Mais heureusement, et faut-il s’en étonner sans comprendre, quand l’adversité porte atteinte à ce qui nous est cher, l’épreuve, spontanément, – qui ne l’a-t-il pas constaté? – trouve du répondant intelligent, substantiel et efficace. Et j’en étais fier, presque joyeux, en dépit des atrocités qui restent brûlantes à jamais dans nos coeurs, de suivre à la télévision algérienne, l’épopée populaire de la Bataille d’Alger.
Combien d’autres films avons-nous en réserve? Combien d’autres films sont ou seront-ils programmés pour être projetés ou pour être réalisés? Des siècles et des siècles passés avant 1830, 132 ans de colonisation, des dizaines de centaines d’«insurrections» populaires, sept ans et demi d’enfer imposés au peuple algérien par l’armée d’occupation et de reconquête, pourquoi doit-on oublier? Pourquoi ne pas faire apprendre à nos enfants d’aujourd’hui ce qu’il faut qu’ils sachent des hommes – leurs concitoyens – et de la terre – leur patrie – sur laquelle ils vivent? Pourquoi ne pas les mettre devant leur bien, leur faire prendre conscience de leurs premiers devoirs envers eux-mêmes et envers la nation à laquelle ils appartiennent? Le secret de la vraie vie est dans l’éducation et l’instruction de chacun. Tout nous ramène au rôle primordial de l’école qui, bien organisée moralement, scientifiquement, techniquement, pédagogiquement, doit s’attacher à se donner pour projet d’élever les consciences de nos enfants afin que chacun d’eux soit une conscience.

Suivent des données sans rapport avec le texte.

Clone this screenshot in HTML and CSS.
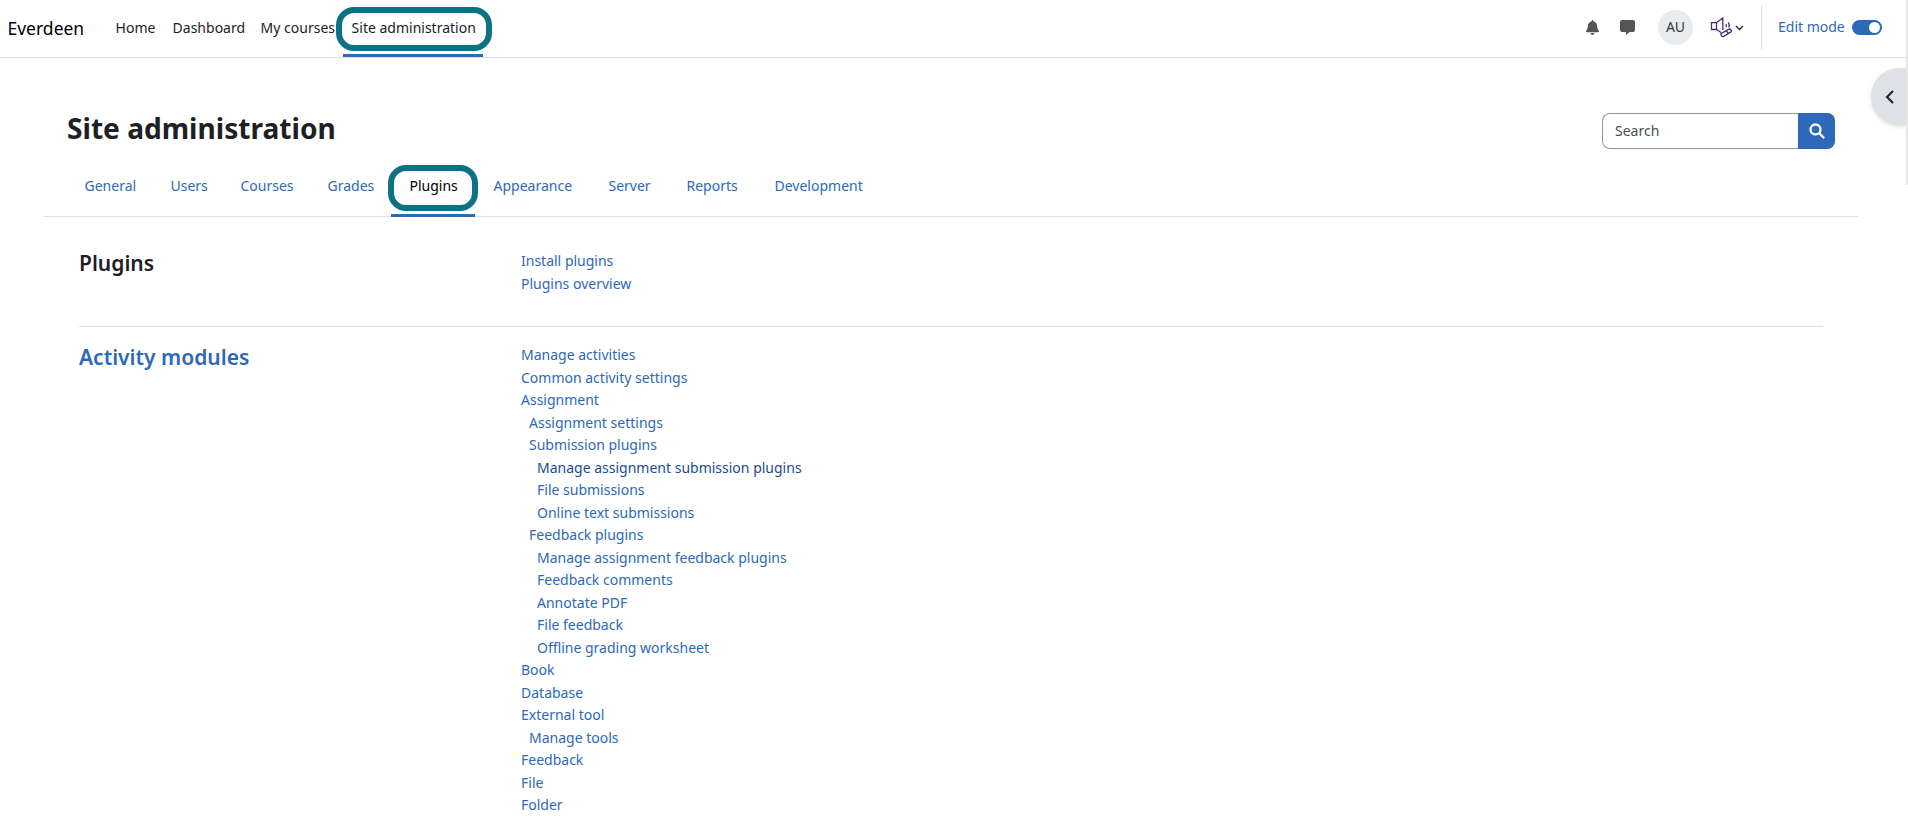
FILE: index.html
```html
<!DOCTYPE html>
<html lang="en">
<head>
<meta charset="utf-8">
<title>Site administration</title>
<link rel="stylesheet" href="styles.css">
</head>
<body>
<header class="navbar">
  <a class="brand">Everdeen</a>
  <nav class="primary-nav">
    <a class="nav-home">Home</a>
    <a class="nav-dashboard">Dashboard</a>
    <a class="nav-courses">My courses</a>
    <a class="nav-admin active">Site administration<span class="highlight"></span></a>
  </nav>
  <div class="user-tools">
    <svg class="icon-bell" viewBox="0 0 448 512"><path d="M224 512c35 0 64-29 64-64H160c0 35 29 64 64 64zm215-150c-19-21-55-52-55-154 0-78-54-140-128-155V32c0-18-14-32-32-32s-32 14-32 32v21C118 68 64 130 64 208c0 102-36 133-55 154-6 6-9 14-9 22 0 16 13 32 32 32h384c19 0 32-16 32-32 0-8-3-16-9-22z"/></svg>
    <svg class="icon-chat" viewBox="0 0 15 15"><path d="M2 0h11a2 2 0 0 1 2 2v8a2 2 0 0 1-2 2H9.500L6 15v-3H2a2 2 0 0 1-2-2V2a2 2 0 0 1 2-2z"/></svg>
    <span class="avatar">AU</span>
    <svg class="icon-speaker" viewBox="0 0 22 22"><path d="M1.500 6.700h5v6.800h-5zM6.500 6.700L12.800 2v12M6.500 13.500l4.500 3M15.800 8q1 1.500.3 3.300M18.300 6.500q1.800 2.500.5 5"/><path d="M11 17.600L19.300 13q2 .3 2.200 2.500L13.500 20.500q-3 0-2.500-2.900zM16.500 14.800l1.700 2.600"/></svg>
    <svg class="icon-chevron" viewBox="0 0 9 6"><path d="M1 1l3.500 3.500L8 1"/></svg>
    <div class="edit-mode"><span>Edit mode</span><i class="switch"></i></div>
  </div>
</header>
<button class="drawer-toggle"><svg viewBox="0 0 10 14"><path d="M8 1L2 7l6 6"/></svg></button>
<div class="scroll-thumb"></div>
<main class="page">
  <div class="page-head">
    <h1>Site administration</h1>
    <div class="search"><span>Search</span><button class="search-btn"><svg viewBox="0 0 16 16"><circle cx="6.500" cy="6.500" r="5"/><path d="M10.500 10.500L14.500 14.500"/></svg></button></div>
  </div>
  <nav class="tabs">
    <a class="tab-general">General</a>
    <a class="tab-users">Users</a>
    <a class="tab-courses">Courses</a>
    <a class="tab-grades">Grades</a>
    <a class="tab-plugins active">Plugins<span class="highlight"></span></a>
    <a class="tab-appearance">Appearance</a>
    <a class="tab-server">Server</a>
    <a class="tab-reports">Reports</a>
    <a class="tab-development">Development</a>
  </nav>
  <section class="category">
    <h2>Plugins</h2>
    <ul>
      <li>Install plugins</li>
      <li>Plugins overview</li>
    </ul>
  </section>
  <section class="category modules">
    <h2>Activity modules</h2>
    <ul>
      <li>Manage activities</li>
      <li>Common activity settings</li>
      <li>Assignment</li>
      <li class="level-1">Assignment settings</li>
      <li class="level-1">Submission plugins</li>
      <li class="level-2 hovered">Manage assignment submission plugins</li>
      <li class="level-2">File submissions</li>
      <li class="level-2">Online text submissions</li>
      <li class="level-1">Feedback plugins</li>
      <li class="level-2">Manage assignment feedback plugins</li>
      <li class="level-2">Feedback comments</li>
      <li class="level-2">Annotate PDF</li>
      <li class="level-2">File feedback</li>
      <li class="level-2">Offline grading worksheet</li>
      <li>Book</li>
      <li>Database</li>
      <li>External tool</li>
      <li class="level-1">Manage tools</li>
      <li>Feedback</li>
      <li>File</li>
      <li>Folder</li>
    </ul>
  </section>
</main>
</body>
</html>
```
FILE: styles.css
```css
* { box-sizing: border-box; }
html { overflow: hidden; }
body {
  margin: 0;
  height: 819px;
  overflow: hidden;
  position: relative;
  background: #fff;
  color: #1d2125;
  font: 14px/22.5px "Noto Sans", sans-serif;
}
svg { display: block; flex: none; }
button { border: 0; padding: 0; }

/* Top bar */
.navbar {
  display: flex;
  height: 58px;
  border-bottom: 1px solid #dee2e6;
}
.brand {
  width: 107px;
  padding: 17px 0 0 7.5px;
  color: #000;
  font-size: 17.5px;
}
.primary-nav { display: flex; }
.primary-nav a {
  position: relative;
  height: 57px;
  padding: 17px 0 0 8.6px;
  white-space: nowrap;
}
.nav-home { width: 57px; }
.nav-dashboard { width: 88px; }
.nav-courses { width: 91px; }
.nav-admin { width: 140px; }
.primary-nav .active { border-bottom: 3px solid #2d69b9; }
.highlight {
  position: absolute;
  border: 6px solid #0b7285;
}
.nav-admin .highlight {
  left: -7px;
  top: 7px;
  width: 156px;
  height: 44px;
  border-radius: 18px;
}
.user-tools {
  display: flex;
  align-items: center;
  height: 54px;
  margin-left: auto;
  padding-right: 26px;
}
.icon-bell { width: 13px; height: 15px; fill: #555; }
.icon-chat { width: 15px; height: 15px; margin-left: 21px; fill: #555; }
.avatar {
  display: grid;
  place-items: center;
  width: 35px;
  height: 35px;
  margin-left: 23px;
  border-radius: 50%;
  background: #e9ecef;
  color: #343a40;
}
.icon-speaker {
  width: 22px;
  height: 22px;
  margin-left: 17px;
  fill: none;
  stroke: #462d6b;
  stroke-width: 1.3;
}
.icon-chevron {
  width: 9px;
  height: 6px;
  margin: 2px 0 0 3px;
  fill: none;
  stroke: #1d2125;
  stroke-width: 1.3;
}
.edit-mode {
  display: flex;
  align-items: center;
  width: 121px;
  height: 45px;
  margin-left: 17px;
  padding-left: 16px;
  border-left: 1px solid #dee2e6;
  color: #2d69b9;
  white-space: nowrap;
}
.edit-mode span { width: 74px; }
.switch {
  width: 30px;
  height: 15px;
  padding: 2px;
  border-radius: 8px;
  background: #2d69b9;
}
.switch::after {
  content: "";
  display: block;
  width: 11px;
  height: 11px;
  margin-left: 15px;
  border-radius: 50%;
  background: #fff;
}

/* Overlays on the right edge */
.drawer-toggle {
  position: absolute;
  right: 2px;
  top: 68px;
  width: 35px;
  height: 57px;
  padding-left: 14px;
  border-radius: 29px 0 0 29px;
  background: #dee2e6;
  box-shadow: 0 2px 4px rgba(0, 0, 0, .12);
}
.drawer-toggle svg {
  width: 10px;
  height: 14px;
  fill: none;
  stroke: #1d2125;
  stroke-width: 2;
}
.scroll-thumb {
  position: absolute;
  right: 0;
  top: 0;
  width: 2px;
  height: 185px;
  border-radius: 0 0 0 2px;
  background: #e6e6e6;
}

/* Page heading and search */
.page { padding: 0 50px 0 44px; }
.page-head {
  display: flex;
  justify-content: space-between;
  height: 107px;
  padding: 49px 23px 0;
}
h1 {
  margin: 0;
  font-size: 28.1px;
  line-height: 42px;
}
.search {
  display: flex;
  justify-content: space-between;
  align-items: center;
  width: 233px;
  height: 36px;
  margin-top: 6px;
  padding-left: 12px;
  border: 1px solid #8f959e;
  border-right: 0;
  border-radius: 8px;
  color: #495057;
}
.search span { padding-top: 1px; }
.search-btn {
  display: grid;
  place-items: center;
  width: 37px;
  height: 36px;
  border-radius: 0 8px 8px 0;
  background: #2d69b9;
}
.search-btn svg {
  width: 16px;
  height: 16px;
  fill: none;
  stroke: #fff;
  stroke-width: 2.3;
  stroke-linecap: round;
}

/* Secondary tabs */
.tabs {
  display: flex;
  height: 52px;
  padding-left: 22px;
  border-bottom: 1px solid #dee2e6;
  color: #2d69b9;
}
.tabs a {
  position: relative;
  height: 52px;
  padding: 10px 0 0 18.5px;
}
.tab-general { width: 86px; }
.tab-users { width: 70px; }
.tab-courses { width: 87px; }
.tab-grades { width: 82px; }
.tab-plugins { width: 84px; }
.tab-appearance { width: 115px; }
.tab-server { width: 78px; }
.tab-reports { width: 88px; }
.tab-development { width: 127px; }
.tabs .active { border-bottom: 3px solid #2d69b9; color: #000; }
.tab-plugins .highlight {
  left: -3px;
  top: 0;
  width: 90px;
  height: 46px;
  border-radius: 18px;
}

/* Setting categories */
.category {
  display: grid;
  grid-template-columns: 442px 1fr;
  width: 1744px;
  height: 110px;
  margin-left: 35px;
  padding-top: 33px;
  border-bottom: 1px solid #dee2e6;
}
.modules {
  height: auto;
  padding-top: 17px;
  border: 0;
  color: #2d69b9;
}
h2 {
  margin: 0;
  font-size: 21px;
  line-height: 27px;
  font-weight: 600;
}
ul {
  margin: 0;
  padding: 0;
  list-style: none;
  color: #2d69b9;
}
.level-1 { padding-left: 8px; }
.level-2 { padding-left: 16px; }
.hovered { color: #1d4c8c; }
```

Sans doute, ce n’est pas simple. Mais justement, c’est parce que ce n’est pas simple que, hélas!, nos esprits restent simples. Un guide de vie élaboré en toute conscience par nos spécialistes de l’éducation, nous enlèverait cette épine – ce poteau, dirais-je – du pied souffrant qui n’avance pas parce qu’il traîne par des chemins encore épineux.
L’audace, dont on dit qu’elle est plutôt une qualité de chef, doit se débarrasser du tact stupide qui invalide et qui prive de la capacité de réaliser les grands rêves d’un grand peuple.
(*) Mémoires d’outre-tombe (Tome III) La Résurrection de Mahrez Afroun, Houma Éditions, Alger, 2009, 314 pages.